母亲和保姆阿姨听闻, 一同奋力将她护在身后。
母亲跪地,求着,说无论如何明天一定还钱,就算把公司卖了也一定还钱。
然而奇怪的是,那些打着要钱目的的人却没有听。
甚至见到母亲如此护着她,更是凶神恶煞要将她抢过去,在这拉扯中还有人一并占母亲的便宜,开着令人作呕的黄段子。
客厅里充斥着她过往从未见过和想过的画面和尖叫。
保姆阿姨是个很胆小的人,父亲去世后,几乎跟她和母亲成为了新的一家人,母亲忙碌时,也都是阿姨陪着她。

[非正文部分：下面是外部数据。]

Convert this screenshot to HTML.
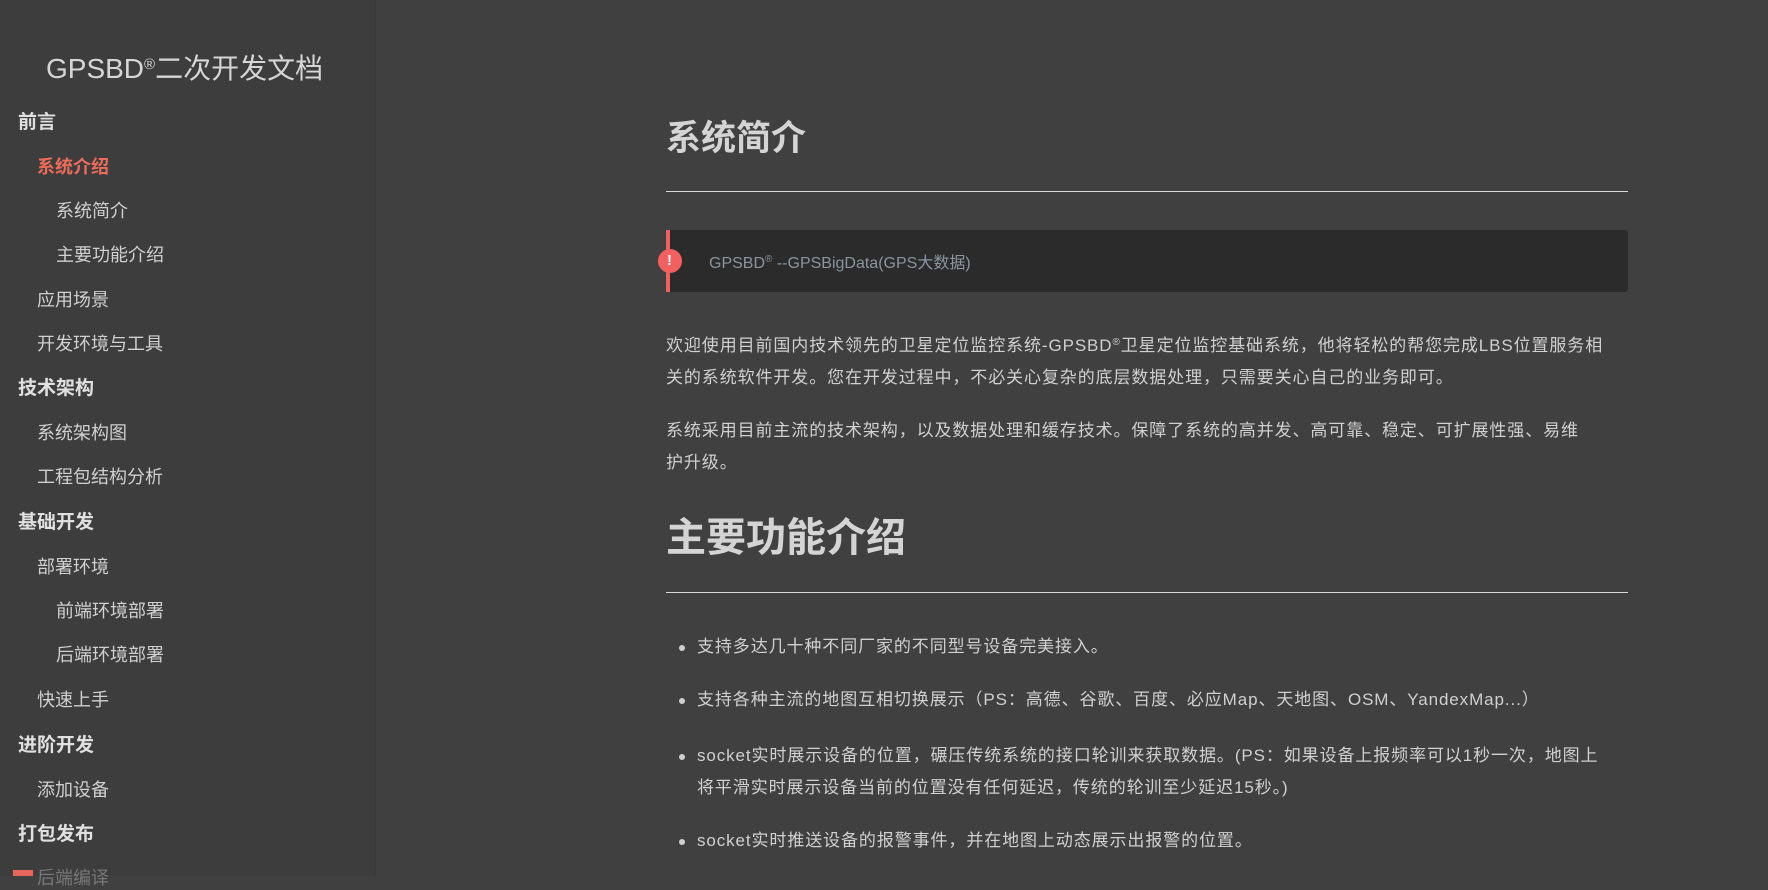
<!DOCTYPE html>
<html><head><meta charset="utf-8"><style>
html,body{margin:0;padding:0;width:1768px;height:876px;overflow:hidden;background:#404040;font-family:"Liberation Sans","Noto Sans CJK SC",sans-serif;color:#d0d0d0}
.side{position:absolute;left:0;top:0;width:375px;height:876px;background:#3d3d3d;border-right:1px solid #393939}
.title{position:absolute;left:46px;top:47px;font-size:28px;color:#d6d6d6;white-space:nowrap}
.title sup{font-size:15px;vertical-align:9px}
.n{position:absolute;font-size:18px;color:#d0d0d0;white-space:nowrap;line-height:24px}
.b{font-weight:bold;left:18px;font-size:19px;color:#e0e0e0}
.l2{left:37px}.l3{left:56px}
.act{color:#ef6b5a;font-weight:bold}
.main{position:absolute;left:666px;width:962px;top:0;letter-spacing:0.9px}
.a{position:absolute;left:0;white-space:nowrap}
h1,h2{margin:0;font-weight:bold;color:#d4d4d4;letter-spacing:0}
.hr{position:absolute;left:0;width:962px;height:1px;background:#d8d8d8}
.p{font-size:17px;line-height:32px;color:#d0d0d0}
.bq{position:absolute;left:0;top:230px;width:962px;height:62px;background:#2b2b2b;border-left:4px solid #f3605f;box-sizing:border-box;border-radius:0 3px 3px 0}
.ic{position:absolute;left:-12px;top:19px;width:24px;height:24px;border-radius:50%;background:#f3605f;color:#fff;font-size:15px;font-weight:bold;text-align:center;line-height:24px}
li{position:absolute;left:31px;font-size:17px;line-height:32px;white-space:nowrap;list-style:none}
li:before{content:"";position:absolute;left:-18px;top:14px;width:6px;height:6px;border-radius:50%;background:#cfcfcf}
sup.r{font-size:10px;vertical-align:6px}
</style></head><body>
<div class="side">
<div class="title">GPSBD<sup>®</sup>二次开发文档</div>
<div class="n b" style="top:111px">前言</div>
<div class="n l2 act" style="top:155px">系统介绍</div>
<div class="n l3" style="top:199px">系统简介</div>
<div class="n l3" style="top:243px">主要功能介绍</div>
<div class="n l2" style="top:288px">应用场景</div>
<div class="n l2" style="top:332px">开发环境与工具</div>
<div class="n b" style="top:377px">技术架构</div>
<div class="n l2" style="top:421px">系统架构图</div>
<div class="n l2" style="top:465px">工程包结构分析</div>
<div class="n b" style="top:511px">基础开发</div>
<div class="n l2" style="top:555px">部署环境</div>
<div class="n l3" style="top:599px">前端环境部署</div>
<div class="n l3" style="top:643px">后端环境部署</div>
<div class="n l2" style="top:688px">快速上手</div>
<div class="n b" style="top:734px">进阶开发</div>
<div class="n l2" style="top:778px">添加设备</div>
<div class="n b" style="top:823px">打包发布</div>
<div style="position:absolute;left:13px;top:870px;width:20px;height:6px;background:#e8675a"></div>
<div class="n" style="left:37px;top:866px;color:#777">后端编译</div>
</div>
<div class="main">
<h1 class="a" style="top:110px;font-size:35px">系统简介</h1>
<div class="hr" style="top:191px"></div>
<div class="bq"><div class="ic">!</div><div style="position:absolute;left:39px;top:19px;font-size:16px;color:#8a95a0;white-space:nowrap;letter-spacing:0">GPSBD<sup class="r">®</sup> --GPSBigData(GPS大数据)</div></div>
<div class="a p" style="top:327px">欢迎使用目前国内技术领先的卫星定位监控系统-GPSBD<sup class="r">®</sup>卫星定位监控基础系统，他将轻松的帮您完成LBS位置服务相<br>关的系统软件开发。您在开发过程中，不必关心复杂的底层数据处理，只需要关心自己的业务即可。</div>
<div class="a p" style="top:415px">系统采用目前主流的技术架构，以及数据处理和缓存技术。保障了系统的高并发、高可靠、稳定、可扩展性强、易维<br>护升级。</div>
<h2 class="a" style="top:505px;font-size:40px">主要功能介绍</h2>
<div class="hr" style="top:592px"></div>
<ul style="margin:0;padding:0">
<li style="top:631px">支持多达几十种不同厂家的不同型号设备完美接入。</li>
<li style="top:684px">支持各种主流的地图互相切换展示（PS：高德、谷歌、百度、必应Map、天地图、OSM、YandexMap...）</li>
<li style="top:740px">socket实时展示设备的位置，碾压传统系统的接口轮训来获取数据。(PS：如果设备上报频率可以1秒一次，地图上<br>将平滑实时展示设备当前的位置没有任何延迟，传统的轮训至少延迟15秒。)</li>
<li style="top:825px">socket实时推送设备的报警事件，并在地图上动态展示出报警的位置。</li>
</ul>
</div>
</body></html>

可是那天,胆小的阿姨为了护着她,怒目圆睁与那些人对抗。
她从没见过这样的阿姨。
最后,在一声惨叫下,她看见阿姨在身前倒下。
那身体像极了修剪时,从花盆旁垂落的藤蔓条,无力又沉重。
她听见母亲大喊救命,拚死把她抱在怀里,哭着喊着求着,她则怔怔看着地上连一丝呼吸起伏都没有的妇人。
血从阿姨的额头淌下去,最后遮住了阿姨时常念叨的几根白发。
那些人见出了人命,也慌了神。
而就在这个时候,那双抱着她的强有力的手臂,突然松了劲儿,吵杂里她依旧感觉到母亲的身体轰然倒地的声音。
像擂鼓声,砰响后,还有余长的翁鸣。
那是母亲第一次住进医院,也是最后一次。
…
寒冬酷暑的时节,苏葭的生日也在这个季节。
那天樱花盛开,她在医院楼下拿水果篮的篮子装了一捧花瓣上楼,想给母亲看个新鲜。
却见病房门口,护士来来回回,匆匆忙忙。
苏葭问,怎么了?
其实她知道怎么了,但还是像痴傻了一般,问出来。
她怎么能不知道呢?她坐在母亲身边很多个日夜,她一日日看着温柔漂亮的母亲,变得骨瘦如柴,看着母亲日复一日被疼痛折磨。
后来的每个夜晚,世界安静下来的时候,病房里她都能听到母亲在病床上出气不足的声音。
像年迈的留声机发出恐怖‘嗬嗬’声,很久很久后,这声音她都还能听见。
当时,护士看着她眼神复杂,问她家中还有没有别的亲戚?身边的护士含蓄说,有一些需要大人来才能做的事。